▸ **What is expected**:
Quote the records below in full, exactly as given, with the images taken out.

Data entries:

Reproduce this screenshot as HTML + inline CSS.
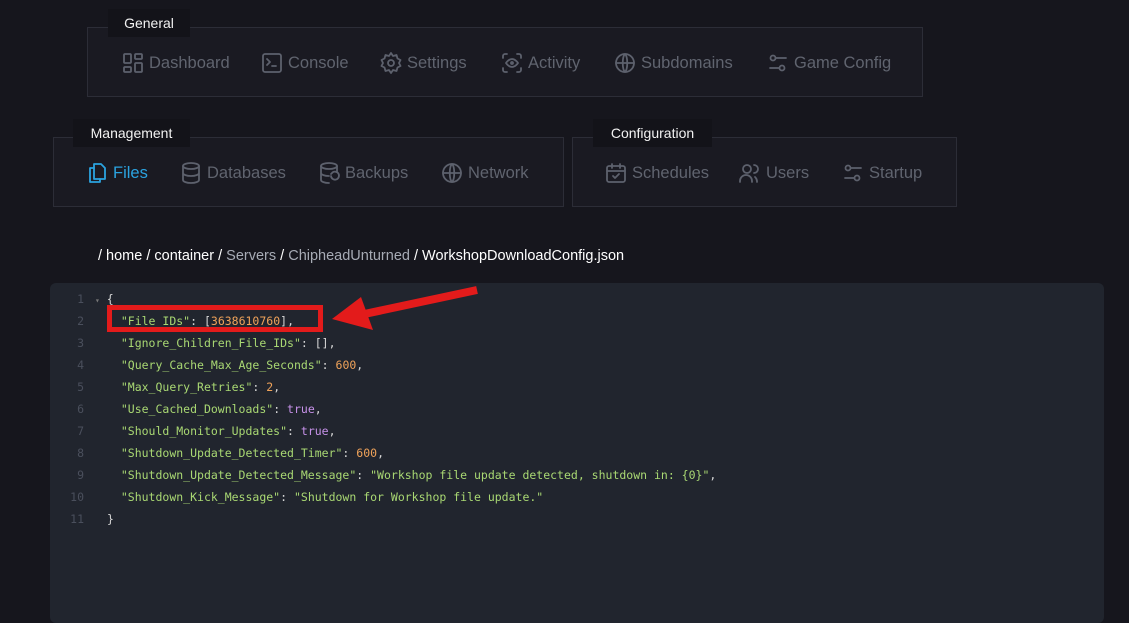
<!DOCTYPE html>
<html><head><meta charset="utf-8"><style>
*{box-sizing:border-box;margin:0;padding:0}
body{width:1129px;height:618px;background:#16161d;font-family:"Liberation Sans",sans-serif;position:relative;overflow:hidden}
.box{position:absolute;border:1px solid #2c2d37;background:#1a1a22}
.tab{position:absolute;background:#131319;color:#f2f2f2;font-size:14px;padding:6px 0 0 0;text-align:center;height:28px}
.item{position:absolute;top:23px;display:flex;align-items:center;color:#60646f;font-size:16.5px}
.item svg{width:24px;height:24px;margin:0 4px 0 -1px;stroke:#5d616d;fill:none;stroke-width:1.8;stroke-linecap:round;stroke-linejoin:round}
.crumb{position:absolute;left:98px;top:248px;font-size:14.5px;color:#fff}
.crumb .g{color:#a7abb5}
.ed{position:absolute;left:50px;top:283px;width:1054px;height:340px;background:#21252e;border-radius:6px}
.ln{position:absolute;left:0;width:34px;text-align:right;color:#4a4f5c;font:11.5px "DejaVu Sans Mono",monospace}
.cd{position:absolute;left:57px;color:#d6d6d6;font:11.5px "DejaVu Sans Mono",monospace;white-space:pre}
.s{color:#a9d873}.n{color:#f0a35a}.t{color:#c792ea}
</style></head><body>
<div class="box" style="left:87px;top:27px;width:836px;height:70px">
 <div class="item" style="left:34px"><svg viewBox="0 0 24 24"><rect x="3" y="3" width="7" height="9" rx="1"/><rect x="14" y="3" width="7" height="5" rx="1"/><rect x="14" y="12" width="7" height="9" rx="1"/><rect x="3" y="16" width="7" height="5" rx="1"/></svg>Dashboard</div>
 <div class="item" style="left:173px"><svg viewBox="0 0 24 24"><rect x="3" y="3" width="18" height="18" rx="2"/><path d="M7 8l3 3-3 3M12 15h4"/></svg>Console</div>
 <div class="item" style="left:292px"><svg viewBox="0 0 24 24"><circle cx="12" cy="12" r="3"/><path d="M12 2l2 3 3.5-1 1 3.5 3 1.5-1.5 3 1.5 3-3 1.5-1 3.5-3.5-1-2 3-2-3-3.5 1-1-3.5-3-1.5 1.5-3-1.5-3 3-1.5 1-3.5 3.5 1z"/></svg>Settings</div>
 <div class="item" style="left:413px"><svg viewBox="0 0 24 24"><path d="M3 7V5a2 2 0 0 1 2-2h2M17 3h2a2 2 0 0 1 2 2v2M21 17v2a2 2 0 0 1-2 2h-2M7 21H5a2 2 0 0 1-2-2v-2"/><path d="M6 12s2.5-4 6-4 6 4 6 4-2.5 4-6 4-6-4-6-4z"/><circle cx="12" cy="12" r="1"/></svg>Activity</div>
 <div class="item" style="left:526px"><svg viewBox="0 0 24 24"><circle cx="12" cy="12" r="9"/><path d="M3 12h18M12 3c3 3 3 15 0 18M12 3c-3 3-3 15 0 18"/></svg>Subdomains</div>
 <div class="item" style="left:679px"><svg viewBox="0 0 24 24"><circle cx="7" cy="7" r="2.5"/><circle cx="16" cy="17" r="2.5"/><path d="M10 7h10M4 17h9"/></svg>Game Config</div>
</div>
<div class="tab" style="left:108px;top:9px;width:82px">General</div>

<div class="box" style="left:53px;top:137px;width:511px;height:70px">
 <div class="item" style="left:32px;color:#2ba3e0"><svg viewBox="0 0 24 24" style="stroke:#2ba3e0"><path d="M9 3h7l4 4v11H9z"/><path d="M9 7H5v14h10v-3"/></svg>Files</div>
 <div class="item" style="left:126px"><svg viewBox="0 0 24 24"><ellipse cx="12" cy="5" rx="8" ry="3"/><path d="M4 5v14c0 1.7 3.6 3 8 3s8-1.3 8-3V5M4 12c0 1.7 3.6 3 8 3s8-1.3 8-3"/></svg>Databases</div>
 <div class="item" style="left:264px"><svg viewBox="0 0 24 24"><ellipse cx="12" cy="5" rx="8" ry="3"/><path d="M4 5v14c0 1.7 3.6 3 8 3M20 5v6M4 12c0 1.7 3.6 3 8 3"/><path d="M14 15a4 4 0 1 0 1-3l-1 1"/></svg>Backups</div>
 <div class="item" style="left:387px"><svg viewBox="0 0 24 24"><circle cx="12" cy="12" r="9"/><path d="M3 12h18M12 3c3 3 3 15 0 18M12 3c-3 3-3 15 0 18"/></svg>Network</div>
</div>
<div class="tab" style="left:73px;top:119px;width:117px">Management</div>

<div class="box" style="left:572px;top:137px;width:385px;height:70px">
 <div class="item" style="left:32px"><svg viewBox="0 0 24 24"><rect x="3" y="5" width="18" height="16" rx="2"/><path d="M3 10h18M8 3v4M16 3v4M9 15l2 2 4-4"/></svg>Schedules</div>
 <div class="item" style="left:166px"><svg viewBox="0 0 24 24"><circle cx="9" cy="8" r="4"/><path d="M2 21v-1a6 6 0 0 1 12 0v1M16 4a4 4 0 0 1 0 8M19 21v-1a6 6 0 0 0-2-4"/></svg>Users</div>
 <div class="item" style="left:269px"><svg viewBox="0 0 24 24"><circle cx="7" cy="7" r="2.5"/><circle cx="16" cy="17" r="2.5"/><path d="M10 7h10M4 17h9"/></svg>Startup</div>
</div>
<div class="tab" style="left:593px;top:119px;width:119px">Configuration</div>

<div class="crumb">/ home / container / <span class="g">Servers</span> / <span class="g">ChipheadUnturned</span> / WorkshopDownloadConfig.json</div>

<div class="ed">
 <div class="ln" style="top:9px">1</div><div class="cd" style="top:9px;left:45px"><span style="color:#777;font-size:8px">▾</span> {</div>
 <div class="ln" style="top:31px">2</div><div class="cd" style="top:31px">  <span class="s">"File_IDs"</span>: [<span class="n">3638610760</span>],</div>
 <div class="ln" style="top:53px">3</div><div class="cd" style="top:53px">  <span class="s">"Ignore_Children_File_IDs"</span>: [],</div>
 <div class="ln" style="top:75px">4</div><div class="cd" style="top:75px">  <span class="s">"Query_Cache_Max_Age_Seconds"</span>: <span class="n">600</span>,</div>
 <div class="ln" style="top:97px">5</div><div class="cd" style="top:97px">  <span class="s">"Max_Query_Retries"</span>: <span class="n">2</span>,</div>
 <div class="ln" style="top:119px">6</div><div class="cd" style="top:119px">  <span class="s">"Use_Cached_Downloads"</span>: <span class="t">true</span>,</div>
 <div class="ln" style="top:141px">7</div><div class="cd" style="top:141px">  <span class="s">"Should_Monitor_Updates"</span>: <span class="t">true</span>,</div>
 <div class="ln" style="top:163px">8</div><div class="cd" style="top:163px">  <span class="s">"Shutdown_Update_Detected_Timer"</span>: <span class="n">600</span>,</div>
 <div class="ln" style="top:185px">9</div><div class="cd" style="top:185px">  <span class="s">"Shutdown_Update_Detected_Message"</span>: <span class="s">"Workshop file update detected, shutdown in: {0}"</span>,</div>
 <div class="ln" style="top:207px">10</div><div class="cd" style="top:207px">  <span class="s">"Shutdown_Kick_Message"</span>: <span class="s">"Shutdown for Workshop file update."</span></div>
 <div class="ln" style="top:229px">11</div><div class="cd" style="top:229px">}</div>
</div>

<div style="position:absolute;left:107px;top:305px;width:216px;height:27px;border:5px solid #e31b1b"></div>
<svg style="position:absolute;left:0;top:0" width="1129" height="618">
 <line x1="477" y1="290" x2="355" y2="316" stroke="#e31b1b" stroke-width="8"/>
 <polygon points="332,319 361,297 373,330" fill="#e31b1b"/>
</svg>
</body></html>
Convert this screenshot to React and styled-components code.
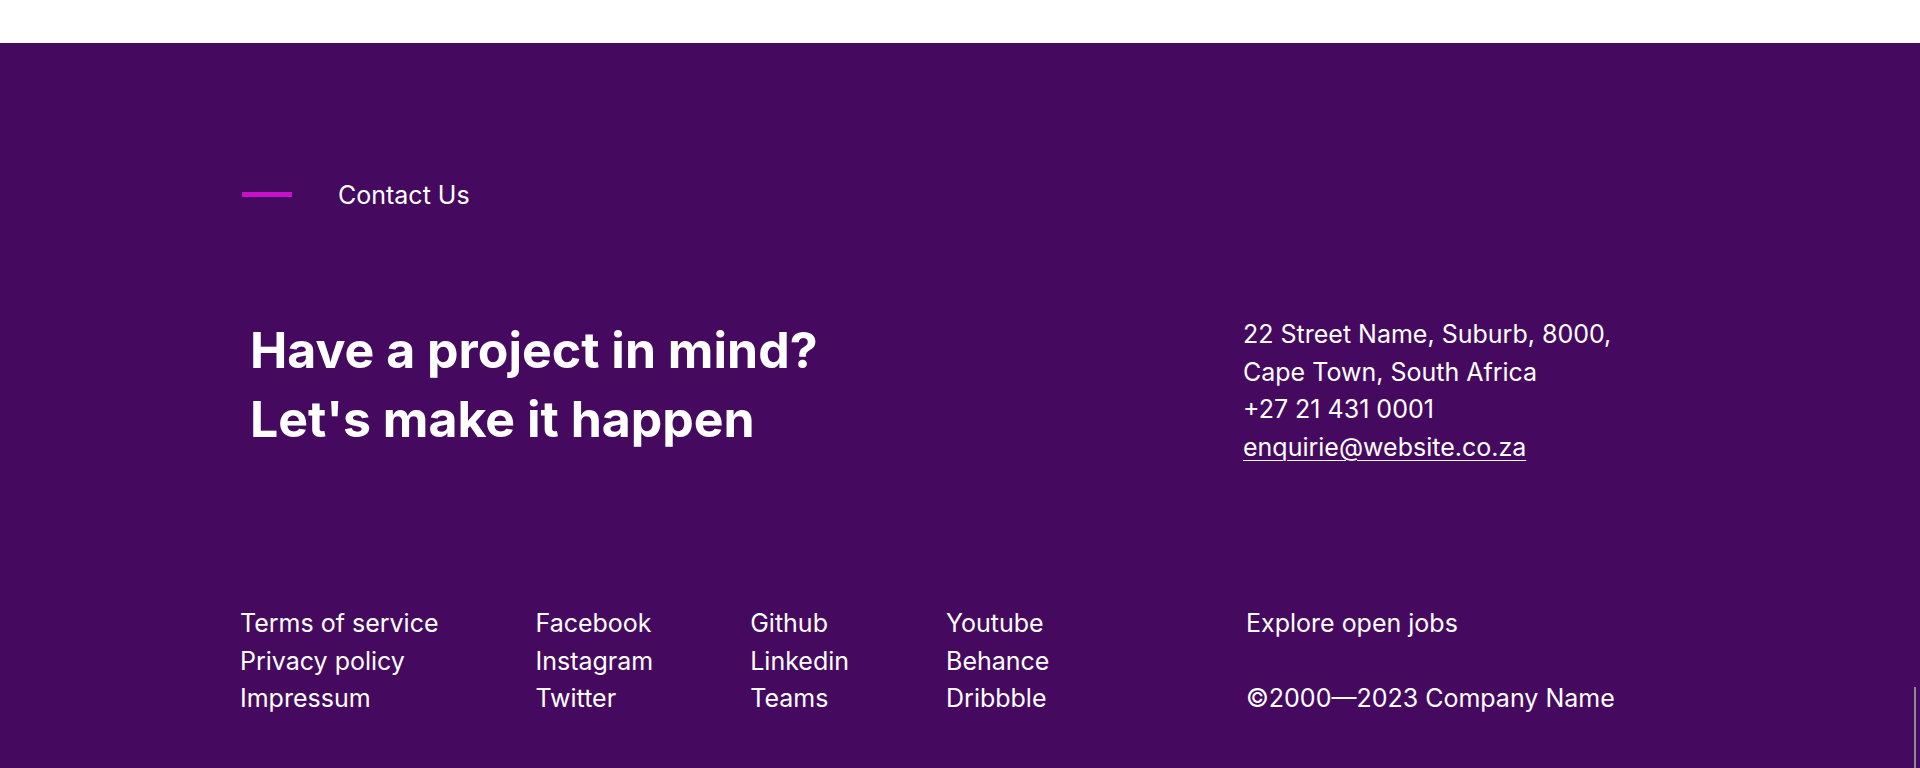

▸ **Final result**:
Reproduce this screenshot as HTML + inline CSS.
<!DOCTYPE html>
<html><head><meta charset="utf-8"><style>
*{box-sizing:border-box;margin:0;padding:0}
body{width:1129px;height:618px;background:#16161d;font-family:"Liberation Sans",sans-serif;position:relative;overflow:hidden}
.box{position:absolute;border:1px solid #2c2d37;background:#1a1a22}
.tab{position:absolute;background:#131319;color:#f2f2f2;font-size:14px;padding:6px 0 0 0;text-align:center;height:28px}
.item{position:absolute;top:23px;display:flex;align-items:center;color:#60646f;font-size:16.5px}
.item svg{width:24px;height:24px;margin:0 4px 0 -1px;stroke:#5d616d;fill:none;stroke-width:1.8;stroke-linecap:round;stroke-linejoin:round}
.crumb{position:absolute;left:98px;top:248px;font-size:14.5px;color:#fff}
.crumb .g{color:#a7abb5}
.ed{position:absolute;left:50px;top:283px;width:1054px;height:340px;background:#21252e;border-radius:6px}
.ln{position:absolute;left:0;width:34px;text-align:right;color:#4a4f5c;font:11.5px "DejaVu Sans Mono",monospace}
.cd{position:absolute;left:57px;color:#d6d6d6;font:11.5px "DejaVu Sans Mono",monospace;white-space:pre}
.s{color:#a9d873}.n{color:#f0a35a}.t{color:#c792ea}
</style></head><body>
<div class="box" style="left:87px;top:27px;width:836px;height:70px">
 <div class="item" style="left:34px"><svg viewBox="0 0 24 24"><rect x="3" y="3" width="7" height="9" rx="1"/><rect x="14" y="3" width="7" height="5" rx="1"/><rect x="14" y="12" width="7" height="9" rx="1"/><rect x="3" y="16" width="7" height="5" rx="1"/></svg>Dashboard</div>
 <div class="item" style="left:173px"><svg viewBox="0 0 24 24"><rect x="3" y="3" width="18" height="18" rx="2"/><path d="M7 8l3 3-3 3M12 15h4"/></svg>Console</div>
 <div class="item" style="left:292px"><svg viewBox="0 0 24 24"><circle cx="12" cy="12" r="3"/><path d="M12 2l2 3 3.5-1 1 3.5 3 1.5-1.5 3 1.5 3-3 1.5-1 3.5-3.5-1-2 3-2-3-3.5 1-1-3.5-3-1.5 1.5-3-1.5-3 3-1.5 1-3.5 3.5 1z"/></svg>Settings</div>
 <div class="item" style="left:413px"><svg viewBox="0 0 24 24"><path d="M3 7V5a2 2 0 0 1 2-2h2M17 3h2a2 2 0 0 1 2 2v2M21 17v2a2 2 0 0 1-2 2h-2M7 21H5a2 2 0 0 1-2-2v-2"/><path d="M6 12s2.5-4 6-4 6 4 6 4-2.5 4-6 4-6-4-6-4z"/><circle cx="12" cy="12" r="1"/></svg>Activity</div>
 <div class="item" style="left:526px"><svg viewBox="0 0 24 24"><circle cx="12" cy="12" r="9"/><path d="M3 12h18M12 3c3 3 3 15 0 18M12 3c-3 3-3 15 0 18"/></svg>Subdomains</div>
 <div class="item" style="left:679px"><svg viewBox="0 0 24 24"><circle cx="7" cy="7" r="2.5"/><circle cx="16" cy="17" r="2.5"/><path d="M10 7h10M4 17h9"/></svg>Game Config</div>
</div>
<div class="tab" style="left:108px;top:9px;width:82px">General</div>

<div class="box" style="left:53px;top:137px;width:511px;height:70px">
 <div class="item" style="left:32px;color:#2ba3e0"><svg viewBox="0 0 24 24" style="stroke:#2ba3e0"><path d="M9 3h7l4 4v11H9z"/><path d="M9 7H5v14h10v-3"/></svg>Files</div>
 <div class="item" style="left:126px"><svg viewBox="0 0 24 24"><ellipse cx="12" cy="5" rx="8" ry="3"/><path d="M4 5v14c0 1.7 3.6 3 8 3s8-1.3 8-3V5M4 12c0 1.7 3.6 3 8 3s8-1.3 8-3"/></svg>Databases</div>
 <div class="item" style="left:264px"><svg viewBox="0 0 24 24"><ellipse cx="12" cy="5" rx="8" ry="3"/><path d="M4 5v14c0 1.7 3.6 3 8 3M20 5v6M4 12c0 1.7 3.6 3 8 3"/><path d="M14 15a4 4 0 1 0 1-3l-1 1"/></svg>Backups</div>
 <div class="item" style="left:387px"><svg viewBox="0 0 24 24"><circle cx="12" cy="12" r="9"/><path d="M3 12h18M12 3c3 3 3 15 0 18M12 3c-3 3-3 15 0 18"/></svg>Network</div>
</div>
<div class="tab" style="left:73px;top:119px;width:117px">Management</div>

<div class="box" style="left:572px;top:137px;width:385px;height:70px">
 <div class="item" style="left:32px"><svg viewBox="0 0 24 24"><rect x="3" y="5" width="18" height="16" rx="2"/><path d="M3 10h18M8 3v4M16 3v4M9 15l2 2 4-4"/></svg>Schedules</div>
 <div class="item" style="left:166px"><svg viewBox="0 0 24 24"><circle cx="9" cy="8" r="4"/><path d="M2 21v-1a6 6 0 0 1 12 0v1M16 4a4 4 0 0 1 0 8M19 21v-1a6 6 0 0 0-2-4"/></svg>Users</div>
 <div class="item" style="left:269px"><svg viewBox="0 0 24 24"><circle cx="7" cy="7" r="2.5"/><circle cx="16" cy="17" r="2.5"/><path d="M10 7h10M4 17h9"/></svg>Startup</div>
</div>
<div class="tab" style="left:593px;top:119px;width:119px">Configuration</div>

<div class="crumb">/ home / container / <span class="g">Servers</span> / <span class="g">ChipheadUnturned</span> / WorkshopDownloadConfig.json</div>

<div class="ed">
 <div class="ln" style="top:9px">1</div><div class="cd" style="top:9px;left:45px"><span style="color:#777;font-size:8px">▾</span> {</div>
 <div class="ln" style="top:31px">2</div><div class="cd" style="top:31px">  <span class="s">"File_IDs"</span>: [<span class="n">3638610760</span>],</div>
 <div class="ln" style="top:53px">3</div><div class="cd" style="top:53px">  <span class="s">"Ignore_Children_File_IDs"</span>: [],</div>
 <div class="ln" style="top:75px">4</div><div class="cd" style="top:75px">  <span class="s">"Query_Cache_Max_Age_Seconds"</span>: <span class="n">600</span>,</div>
 <div class="ln" style="top:97px">5</div><div class="cd" style="top:97px">  <span class="s">"Max_Query_Retries"</span>: <span class="n">2</span>,</div>
 <div class="ln" style="top:119px">6</div><div class="cd" style="top:119px">  <span class="s">"Use_Cached_Downloads"</span>: <span class="t">true</span>,</div>
 <div class="ln" style="top:141px">7</div><div class="cd" style="top:141px">  <span class="s">"Should_Monitor_Updates"</span>: <span class="t">true</span>,</div>
 <div class="ln" style="top:163px">8</div><div class="cd" style="top:163px">  <span class="s">"Shutdown_Update_Detected_Timer"</span>: <span class="n">600</span>,</div>
 <div class="ln" style="top:185px">9</div><div class="cd" style="top:185px">  <span class="s">"Shutdown_Update_Detected_Message"</span>: <span class="s">"Workshop file update detected, shutdown in: {0}"</span>,</div>
 <div class="ln" style="top:207px">10</div><div class="cd" style="top:207px">  <span class="s">"Shutdown_Kick_Message"</span>: <span class="s">"Shutdown for Workshop file update."</span></div>
 <div class="ln" style="top:229px">11</div><div class="cd" style="top:229px">}</div>
</div>

<div style="position:absolute;left:107px;top:305px;width:216px;height:27px;border:5px solid #e31b1b"></div>
<svg style="position:absolute;left:0;top:0" width="1129" height="618">
 <line x1="477" y1="290" x2="355" y2="316" stroke="#e31b1b" stroke-width="8"/>
 <polygon points="332,319 361,297 373,330" fill="#e31b1b"/>
</svg>
</body></html>
Convert this screenshot to React and styled-components code.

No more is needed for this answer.